From "After the Darkest Hour: How Suffering Begins the Journey to Wisdom ," by Kathleen A Brehony, Ph.D:

Chronic illness is often accompanied by pain and suffering that does not stop even with the best medications. We must look within to find power to cope, to bend without breaking.

Silence and solitude are compelling instruments of transformation granting us moments of perfect opportunity to look deeply inside. When we're suffering, silence offers a cool oasis from the burning pain of the moment and imparts the opportunity for a full experience of our deepest feelings as our inner wisdom points the way to healing. Yet, many people are afraid of silence and scared to be alone. Many of us are not accustomed to experiencing the depth of feelings that emerge in solitary, silent, meditative moments. Still others of us have never cul¬tivated ways or places or times to look inside in moments of silent soli¬tude, even though they're always as close as our next breath. That's very unfortunate. Throughout time, silence has always been known to be golden; a direct pathway to God and the bigger picture.

Meister Eckhart understood the importance of solitude and quiet as being essential to knowing the Self and experiencing authentic spirituality. "There is nothing in all creation so like God as stillness," he wrote.
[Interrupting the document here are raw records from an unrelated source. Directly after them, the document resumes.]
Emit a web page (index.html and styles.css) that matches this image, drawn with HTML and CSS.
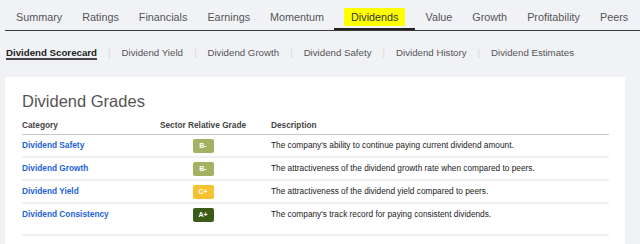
FILE: index.html
```html
<!DOCTYPE html>
<html lang="en">
<head>
    <meta charset="UTF-8">
    <title>Dividend Scorecard</title>
    <link rel="stylesheet" href="styles.css">
</head>
<body>
    <nav class="tabs">
        <a class="tab">Summary</a>
        <a class="tab">Ratings</a>
        <a class="tab">Financials</a>
        <a class="tab">Earnings</a>
        <a class="tab">Momentum</a>
        <a class="tab active"><span class="mark">Dividends</span></a>
        <a class="tab">Value</a>
        <a class="tab">Growth</a>
        <a class="tab">Profitability</a>
        <a class="tab">Peers</a>
    </nav>

    <div class="subtabs">
        <a class="subtab current">Dividend Scorecard</a>
        <span class="sep">|</span>
        <a class="subtab">Dividend Yield</a>
        <span class="sep">|</span>
        <a class="subtab">Dividend Growth</a>
        <span class="sep">|</span>
        <a class="subtab">Dividend Safety</a>
        <span class="sep">|</span>
        <a class="subtab">Dividend History</a>
        <span class="sep">|</span>
        <a class="subtab">Dividend Estimates</a>
    </div>

    <section class="card">
        <h2>Dividend Grades</h2>
        <table class="grades">
            <thead>
                <tr>
                    <th class="col-cat">Category</th>
                    <th class="col-grade">Sector Relative Grade</th>
                    <th class="col-desc">Description</th>
                </tr>
            </thead>
            <tbody>
                <tr>
                    <td class="col-cat"><a>Dividend Safety</a></td>
                    <td class="col-grade"><span class="badge b-minus">B-</span></td>
                    <td class="col-desc">The company's ability to continue paying current dividend amount.</td>
                </tr>
                <tr>
                    <td class="col-cat"><a>Dividend Growth</a></td>
                    <td class="col-grade"><span class="badge b-minus">B-</span></td>
                    <td class="col-desc">The attractiveness of the dividend growth rate when compared to peers.</td>
                </tr>
                <tr>
                    <td class="col-cat"><a>Dividend Yield</a></td>
                    <td class="col-grade"><span class="badge c-plus">C+</span></td>
                    <td class="col-desc">The attractiveness of the dividend yield compared to peers.</td>
                </tr>
                <tr>
                    <td class="col-cat"><a>Dividend Consistency</a></td>
                    <td class="col-grade"><span class="badge a-plus">A+</span></td>
                    <td class="col-desc">The company's track record for paying consistent dividends.</td>
                </tr>
            </tbody>
        </table>
    </section>
</body>
</html>
```

FILE: styles.css
```css
body {
    font-family: "Liberation Sans", Arial, sans-serif;
    margin: 0;
    background: #f1f2f6;
    color: #333;
}

.tabs {
    display: flex;
    margin-left: 5px;
    padding-left: 1px;
    border-bottom: 1px solid #3a3a3a;
}

.tab {
    display: flex;
    align-items: center;
    height: 26px;
    padding: 4px 10px 0;
    font-size: 10.8px;
    color: #555;
}

.tab.active {
    box-shadow: inset 0 -2px 0 #222;
}

.mark {
    display: inline-block;
    background: #ffff00;
    color: #333;
    padding: 0 7px;
    line-height: 18px;
}

.subtabs {
    display: flex;
    padding: 14px 0 0 6px;
    font-size: 9.7px;
    line-height: 16px;
    color: #555;
}

.subtab.current {
    font-weight: bold;
    color: #222;
    text-decoration: underline;
    text-decoration-thickness: 2px;
    text-underline-offset: 2px;
    text-decoration-color: #444;
}

.sep {
    color: #d6d6d6;
    padding: 0 11px;
}

.card {
    background: #fff;
    margin: 16px 0 0 5px;
    width: 587px;
    padding: 14px 16px 8px 17px;
}

h2 {
    margin: 0 0 5px;
    font-size: 16.5px;
    line-height: 20px;
    font-weight: normal;
    color: #555;
}

.grades {
    width: 100%;
    border-collapse: collapse;
    table-layout: fixed;
    font-size: 8.3px;
}

.grades th {
    text-align: left;
    font-weight: bold;
    color: #444;
    line-height: 18px;
    padding: 0;
    border-bottom: 1px solid #c6c6c6;
}

.grades td {
    padding: 0;
    line-height: 21px;
    border-bottom: 2px solid #f0f0f0;
    color: #222;
}

.grades tr:last-child td {
    padding-bottom: 9px;
}

.col-cat {
    width: 128px;
}

.col-grade {
    width: 106px;
    text-align: center !important;
}

.grades .col-desc {
    padding-left: 15px;
}

.grades a {
    color: #1d62d8;
    font-weight: bold;
}

.badge {
    display: inline-block;
    width: 21px;
    height: 14px;
    line-height: 14px;
    border-radius: 2px;
    color: #fff;
    font-size: 7px;
    font-weight: bold;
    vertical-align: middle;
}

.b-minus {
    background: #a3b163;
}

.c-plus {
    background: #f8c22e;
}

.a-plus {
    background: #3c5b16;
}
```
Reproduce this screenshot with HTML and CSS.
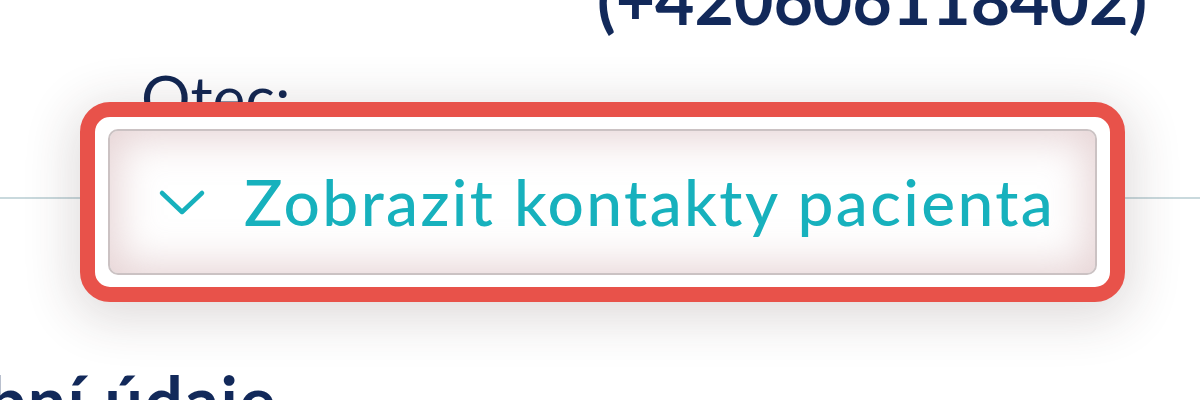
FILE: index.html
```html
<!DOCTYPE html>
<html lang="cs">
<head>
<meta charset="utf-8">
<title>Kontakty pacienta</title>
<link rel="stylesheet" href="styles.css">
</head>
<body>
<div class="page">
  <div class="phone">(+420606118402)</div>
  <div class="relation">Otec:</div>
  <div class="divider-row">
    <div class="divider-line"></div>
    <div class="highlight">
      <button class="toggle" type="button">
        <svg class="chevron" width="50" height="30" viewBox="0 0 50 30" aria-hidden="true">
          <polyline points="4,6 24,25 44,6" fill="none" stroke="currentColor" stroke-width="4.5" stroke-linecap="round" stroke-linejoin="round"/>
        </svg>
        <span class="toggle-label">Zobrazit kontakty pacienta</span>
      </button>
    </div>
    <div class="divider-line"></div>
  </div>
  <h2 class="section-title"><span>Osobní údaje</span></h2>
</div>
</body>
</html>
```
FILE: styles.css
```css
html, body {
  margin: 0;
  padding: 0;
  background: #ffffff;
}

body {
  width: 1200px;
  height: 400px;
  overflow: hidden;
  font-family: "Lato", "Liberation Sans", sans-serif;
}

.page {
  display: flex;
  flex-direction: column;
}

.phone {
  margin: -35px 0 0 597px;
  font-size: 68px;
  line-height: 1;
  font-weight: 700;
  color: #12295a;
  white-space: nowrap;
}

.relation {
  margin: 33px 0 0 141px;
  font-size: 62px;
  line-height: 1;
  font-weight: 400;
  color: #112652;
}

.divider-row {
  margin-top: -26px;
  display: grid;
  grid-template-columns: 80px 1045px 1fr;
  height: 200px;
}

.divider-line {
  margin-top: 95px;
  height: 2px;
  background: #c9d9dd;
}

.highlight {
  position: relative;
  box-sizing: border-box;
  height: 200px;
  border: 15px solid #e8524a;
  border-radius: 30px;
  padding: 12px 13px;
  background: #ffffff;
  box-shadow: 0 10px 50px 8px rgba(60, 40, 40, 0.16);
  display: flex;
}

.toggle {
  flex: 1;
  display: flex;
  align-items: center;
  gap: 36px;
  padding: 0 0 0 48px;
  margin: 0;
  border: 2px solid #cbc2c3;
  border-radius: 10px;
  background: #ffffff;
  box-shadow: inset 0 0 42px 8px rgba(196, 150, 152, 0.42);
  color: #17b1bd;
  font-family: inherit;
  cursor: pointer;
}

.chevron {
  display: block;
  flex: none;
}

.toggle-label {
  font-size: 64px;
  line-height: 1;
  font-weight: 500;
  letter-spacing: 2.4px;
  color: #17b1bd;
  white-space: nowrap;
}

.section-title {
  margin: 64px 0 0 0;
  width: 277px;
  display: flex;
  justify-content: flex-end;
  font-size: 68px;
  line-height: 1;
  font-weight: 700;
  letter-spacing: 1.5px;
  color: #12295a;
  white-space: nowrap;
}
```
Psalm 46:11 advises, "Be still, and know that I am God." Native Amer¬ican philosophies tell us, "Listen or thy tongue will keep you deaf.”... Christian mystic Saint Teresa of Avila gently reminds us that the world of Spirit is ever-present, and that no long-distance travels are necessary to feel the immediacy of our divine connection: "We need no wings to go in search of Him, but have only to find a place where we can be alone-and look upon Him present within us."

Practices of meditation and prayer change our ways of seeing things and, in spite of the darkness that surrounds us while we suffer, they guide us to a brilliant, inner light.